Test A
The doggie found a bone in an ancient maze, which fascinated him a lot. However, when he picked it up, the maze began to shake, and the doggie could feel the ground sinking. He realized that the bone was a trap, and he tried desperately to get out of this maze.
The maze was a rectangle with sizes N by M. There was a door in the maze. At the beginning, the door was closed and it would open at the T-th second for a short period of time (less than 1 second). Therefore the doggie had to arrive at the door on exactly the T-th second. In every second, he could move one block to one of the upper, lower, left and right neighboring blocks. Once he entered a block, the ground of this block would start to sink and disappear in the next second. He could not stay at one block for more than one second, nor could he move into a visited block. Can the poor doggie survive? Please help him.
Input
The input consists of multiple test cases. The first line of each test case contains three integers N, M, and T (1 < N, M < 7; 0 < T < 50), which denote the sizes of the maze and the time at which the door will open, respectively. The next N lines give the maze layout, with each line containing M characters. A character is one of the following:
‘X’: a block of wall, which the doggie cannot enter;
‘S’: the start point of the doggie;
‘D’: the Door; or
‘.’: an empty block.
The input is terminated with three 0’s. This test case is not to be processed.
Output
For each test case, print in one line “YES” if the doggie can survive, or “NO” otherwise.
Sample Input
4 4 5
S.X.
…X.
…XD
…
3 4 5
S.X.
…X.
…D
0 0 0
Sample Output
NO
YES
用到的知识点是DFS,暂时没学过,跳过
Test B
The digital root of a positive integer is found by summing the digits of the integer. If the resulting value is a single digit then that digit is the digital root. If the resulting value contains two or more digits, those digits are summed and the process is repeated.

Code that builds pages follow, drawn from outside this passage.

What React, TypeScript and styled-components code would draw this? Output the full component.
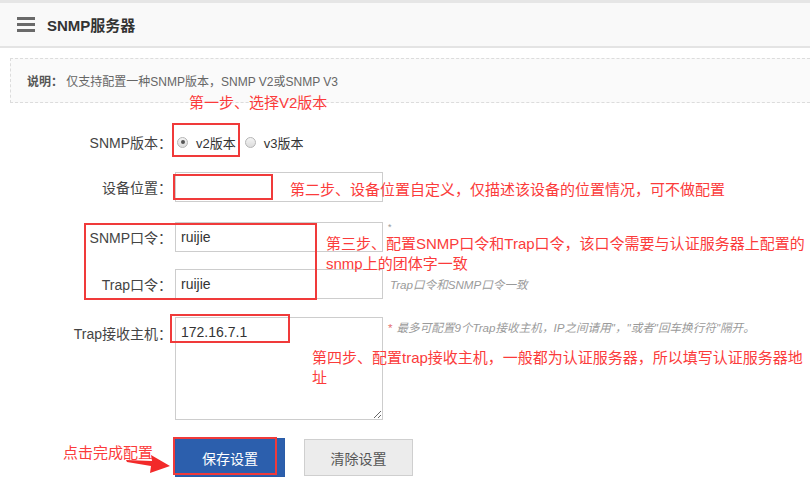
import React from 'react'
import styled, { createGlobalStyle } from 'styled-components'

const GlobalStyle = createGlobalStyle`
  html, body {
    margin: 0;
    padding: 0;
    background: #fff;
  }
  body {
    font-family: "Liberation Sans", "Noto Sans CJK SC", sans-serif;
    color: #333;
  }
`

const Page = styled.div`
  position: relative;
  width: 810px;
  height: 494px;
  overflow: hidden;
  background: #fff;
`

const TopStrip = styled.div`
  height: 3px;
  background: #e6e6e6;
`

const Header = styled.div`
  display: flex;
  align-items: center;
  height: 43px;
  padding-left: 17px;
  background: #f9f9f9;
  border-bottom: 2px solid #e4e4e4;
`

const Burger = styled.span`
  display: flex;
  flex-direction: column;
  justify-content: space-between;
  width: 18px;
  height: 15px;
  margin-right: 12px;

  i {
    display: block;
    height: 3px;
    background: #6a6a6a;
  }
`

const Title = styled.h1`
  margin: 0;
  font-size: 15px;
  font-weight: bold;
  color: #333;
`

const Note = styled.div`
  display: flex;
  align-items: center;
  height: 43px;
  margin: 10px 0 0 10px;
  padding-left: 16px;
  background: #fafafa;
  border: 1px dashed #dcdcdc;
  border-right: none;
  font-size: 12px;
  color: #666;

  b {
    color: #555;
  }
`

const Form = styled.div`
  display: flex;
  flex-direction: column;
  padding-top: 24px;
`

const Row = styled.div<{ $top?: number; $align?: string }>`
  display: flex;
  align-items: ${p => p.$align || 'center'};
  margin-top: ${p => p.$top || 0}px;
`

const Label = styled.label<{ $pad?: number }>`
  width: 172px;
  margin-right: 3px;
  padding-top: ${p => p.$pad || 0}px;
  text-align: right;
  font-size: 14px;
  color: #444;
  flex-shrink: 0;
`

const RadioGroup = styled.div`
  display: flex;
  align-items: center;
  height: 30px;
  padding-left: 2px;
`

const Radio = styled.span<{ $checked?: boolean }>`
  position: relative;
  width: 9px;
  height: 9px;
  border: 1px solid #b5b5b5;
  border-radius: 50%;
  background: linear-gradient(#f4f4f4, #dcdcdc);

  &::after {
    content: '';
    display: ${p => (p.$checked ? 'block' : 'none')};
    position: absolute;
    left: 2.5px;
    top: 2.5px;
    width: 4px;
    height: 4px;
    border-radius: 50%;
    background: #555;
  }
`

const RadioText = styled.span`
  margin: 0 9px 0 8px;
  font-size: 13px;
  color: #333;
`

const TextInput = styled.input<{ $h?: number }>`
  box-sizing: border-box;
  width: 208px;
  height: ${p => p.$h || 30}px;
  padding: 0 5px;
  border: 1px solid #cdcdcd;
  outline: none;
  font-family: inherit;
  font-size: 14px;
  color: #333;
  background: #fff;
`

const TextArea = styled.textarea`
  box-sizing: border-box;
  width: 208px;
  height: 103px;
  padding: 6px 5px;
  border: 1px solid #cdcdcd;
  outline: none;
  font-family: inherit;
  font-size: 14px;
  line-height: 16px;
  color: #333;
`

const Hint = styled.span<{ $top?: number }>`
  align-self: flex-start;
  margin: ${p => p.$top || 0}px 0 0 5px;
  font-size: 11.6px;
  font-style: italic;
  color: #9a9a9a;
  white-space: nowrap;

  em {
    font-style: normal;
    color: #e57373;
    margin-right: 4px;
  }
`

const Star = styled.span`
  align-self: flex-start;
  margin: 0 0 0 5px;
  font-size: 9px;
  line-height: 10px;
  color: #999;
`

const HintCentered = styled(Hint)`
  align-self: center;
  margin: 0 0 0 7px;
`

const Buttons = styled.div`
  display: flex;
  align-items: center;
  gap: 19px;
  margin-top: 18px;
  padding-left: 175px;
`

const Button = styled.button<{ $primary?: boolean }>`
  box-sizing: border-box;
  width: ${p => (p.$primary ? 110 : 109)}px;
  height: ${p => (p.$primary ? 39 : 37)}px;
  border: 1px solid ${p => (p.$primary ? '#2a5ca8' : '#cfcfcf')};
  background: ${p => (p.$primary ? '#2c5fad' : '#ececec')};
  color: ${p => (p.$primary ? '#fff' : '#555')};
  font-family: inherit;
  font-size: 14px;
  cursor: pointer;
`

/* annotation layer drawn over the form */
const RedBox = styled.div<{ $x: number; $y: number; $w: number; $h: number }>`
  position: absolute;
  left: ${p => p.$x}px;
  top: ${p => p.$y}px;
  width: ${p => p.$w}px;
  height: ${p => p.$h}px;
  box-sizing: border-box;
  border: 2px solid #f03a3a;
  pointer-events: none;
`

const RedText = styled.div<{ $x: number; $y: number }>`
  position: absolute;
  left: ${p => p.$x}px;
  top: ${p => p.$y}px;
  font-size: 15px;
  line-height: 20px;
  color: #fb3b3b;
  white-space: nowrap;
  pointer-events: none;
`

const Arrow = styled.svg`
  position: absolute;
  left: 126px;
  top: 452px;
`

export default function App() {
  return (
    <Page>
      <GlobalStyle />
      <TopStrip />
      <Header>
        <Burger>
          <i />
          <i />
          <i />
        </Burger>
        <Title>SNMP服务器</Title>
      </Header>
      <Note>
        <b>说明：</b>&nbsp;仅支持配置一种SNMP版本，SNMP V2或SNMP V3
      </Note>

      <Form>
        <Row>
          <Label>SNMP版本：</Label>
          <RadioGroup>
            <Radio $checked />
            <RadioText>v2版本</RadioText>
            <Radio />
            <RadioText>v3版本</RadioText>
          </RadioGroup>
        </Row>
        <Row $top={15}>
          <Label>设备位置：</Label>
          <TextInput />
        </Row>
        <Row $top={20}>
          <Label>SNMP口令：</Label>
          <TextInput defaultValue="ruijie" />
          <Star>*</Star>
        </Row>
        <Row $top={17}>
          <Label>Trap口令：</Label>
          <TextInput defaultValue="ruijie" />
          <HintCentered>Trap口令和SNMP口令一致</HintCentered>
        </Row>
        <Row $top={18} $align="flex-start">
          <Label $pad={6}>Trap接收主机：</Label>
          <TextArea defaultValue="172.16.7.1" />
          <Hint $top={2}>
            <em>*</em>最多可配置9个Trap接收主机，IP之间请用"，"或者"回车换行符"隔开。
          </Hint>
        </Row>
        <Buttons>
          <Button $primary>保存设置</Button>
          <Button>清除设置</Button>
        </Buttons>
      </Form>

      <RedText $x={189} $y={93}>第一步、选择V2版本</RedText>
      <RedBox $x={172} $y={123} $w={68} $h={34} />
      <RedBox $x={173} $y={174} $w={100} $h={26} />
      <RedText $x={290} $y={180}>第二步、设备位置自定义，仅描述该设备的位置情况，可不做配置</RedText>
      <RedBox $x={84} $y={223} $w={233} $h={77} />
      <RedText $x={326} $y={234}>
        第三步、配置SNMP口令和Trap口令，该口令需要与认证服务器上配置的
        <br />
        snmp上的团体字一致
      </RedText>
      <RedBox $x={170} $y={314} $w={120} $h={29} />
      <RedText $x={312} $y={348}>
        第四步、配置trap接收主机，一般都为认证服务器，所以填写认证服务器地
        <br />
        址
      </RedText>
      <RedBox $x={173} $y={437} $w={104} $h={38} />
      <RedText $x={63} $y={443}>点击完成配置</RedText>
      <Arrow width="46" height="22" viewBox="0 0 46 22">
        <polygon points="0,8 26,9 25,3 44,14 24,21 25,14 1,10" fill="#f22a2a" />
      </Arrow>
    </Page>
  )
}
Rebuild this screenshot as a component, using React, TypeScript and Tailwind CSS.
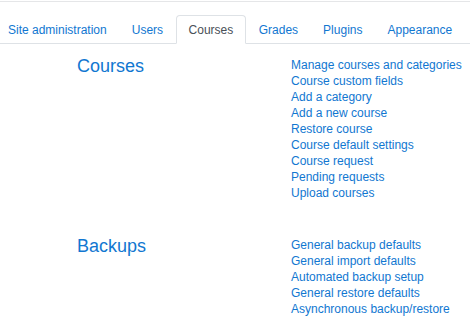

This is continued as long as necessary to obtain a single digit.
For example, consider the positive integer 24. Adding the 2 and the 4 yields a value of 6. Since 6 is a single digit, 6 is the digital root of 24. Now consider the positive integer 39. Adding the 3 and the 9 yields 12. Since 12 is not a single digit, the process must be repeated. Adding the 1 and the 2 yeilds 3, a single digit and also the digital root of 39.
Input
The input file will contain a list of positive integers, one per line. The end of the input will be indicated by an integer value of zero.
Output
For each integer in the input, output its digital root on a separate line of the output.
Sample Input
24
39
0
Sample Output
6
3
#include<iostream>
#include<cstring>
using namespace std;
char number[1000 + 5];
int main() {
memset(number, '\0', sizeof(number));
while (scanf("%s", number)) {
if (!strcmp(number, "0")) {
break;
}
int i;
int sum = 0;
for (i = 0; i < strlen(number); i++) {
sum += number[i] - '0';
}
while (sum >= 10) {
memset(number, '\0', sizeof(number));
int temp = sum;
int j = 0;
do {
int d = temp % 10;
number[j++] ='0'+d;
temp /= 10;
} while (temp > 0);
sum = 0;
for (i = 0; i < strlen(number); i++) {
sum += number[i] - '0';
}
}
if (sum < 10) {
printf("%d\n", sum);
}
}
}
一次性AC,重点在于用字符数组保存大数,题目本身不难
Test C
Given a string containing only ‘A’ - ‘Z’, we could encode it using the following method:
-
Each sub-string containing k same characters should be encoded to “kX” where “X” is the only character in this sub-string.
-
If the length of the sub-string is 1, ‘1’ should be ignored.
Input
The first line contains an integer N (1 <= N <= 100) which indicates the number of test cases. The next N lines contain N strings. Each string consists of only ‘A’ - ‘Z’ and the length is less than 10000.
Output
For each test case, output the encoded string in a line.
Sample Input
2
ABC
ABBCCC
Sample Output
ABC
A2B3C
#include<iostream>
#include<cstring>
using namespace std;
int main() {
int N;
char str[10000 + 5];
scanf("%d", &N);
getchar();
while (N--) {
memset(str, '\0', sizeof(str));
gets(str);
int length = strlen(str);
int i;
int count = 1;
for (i = 0; i < length; i++) {
if (str[i + 1] == str[i]) {
count++;
}
else {
if (count == 1) {
printf("%c", str[i]);
}
else {
printf("%d%c", count, str[i]);
}
count = 1;
}
}
printf("\n");
}
return 0;
}
错误原因:题目中问的是连续相同字母的个数,不是整个串中相同的个数
Test D
There are another kind of Fibonacci numbers: F(0) = 7, F(1) = 11, F(n) = F(n-1) + F(n-2) (n>=2).
Input
Input consists of a sequence of lines, each containing an integer n. (n < 1,000,000).
Output
Print the word “yes” if 3 divide evenly into F(n).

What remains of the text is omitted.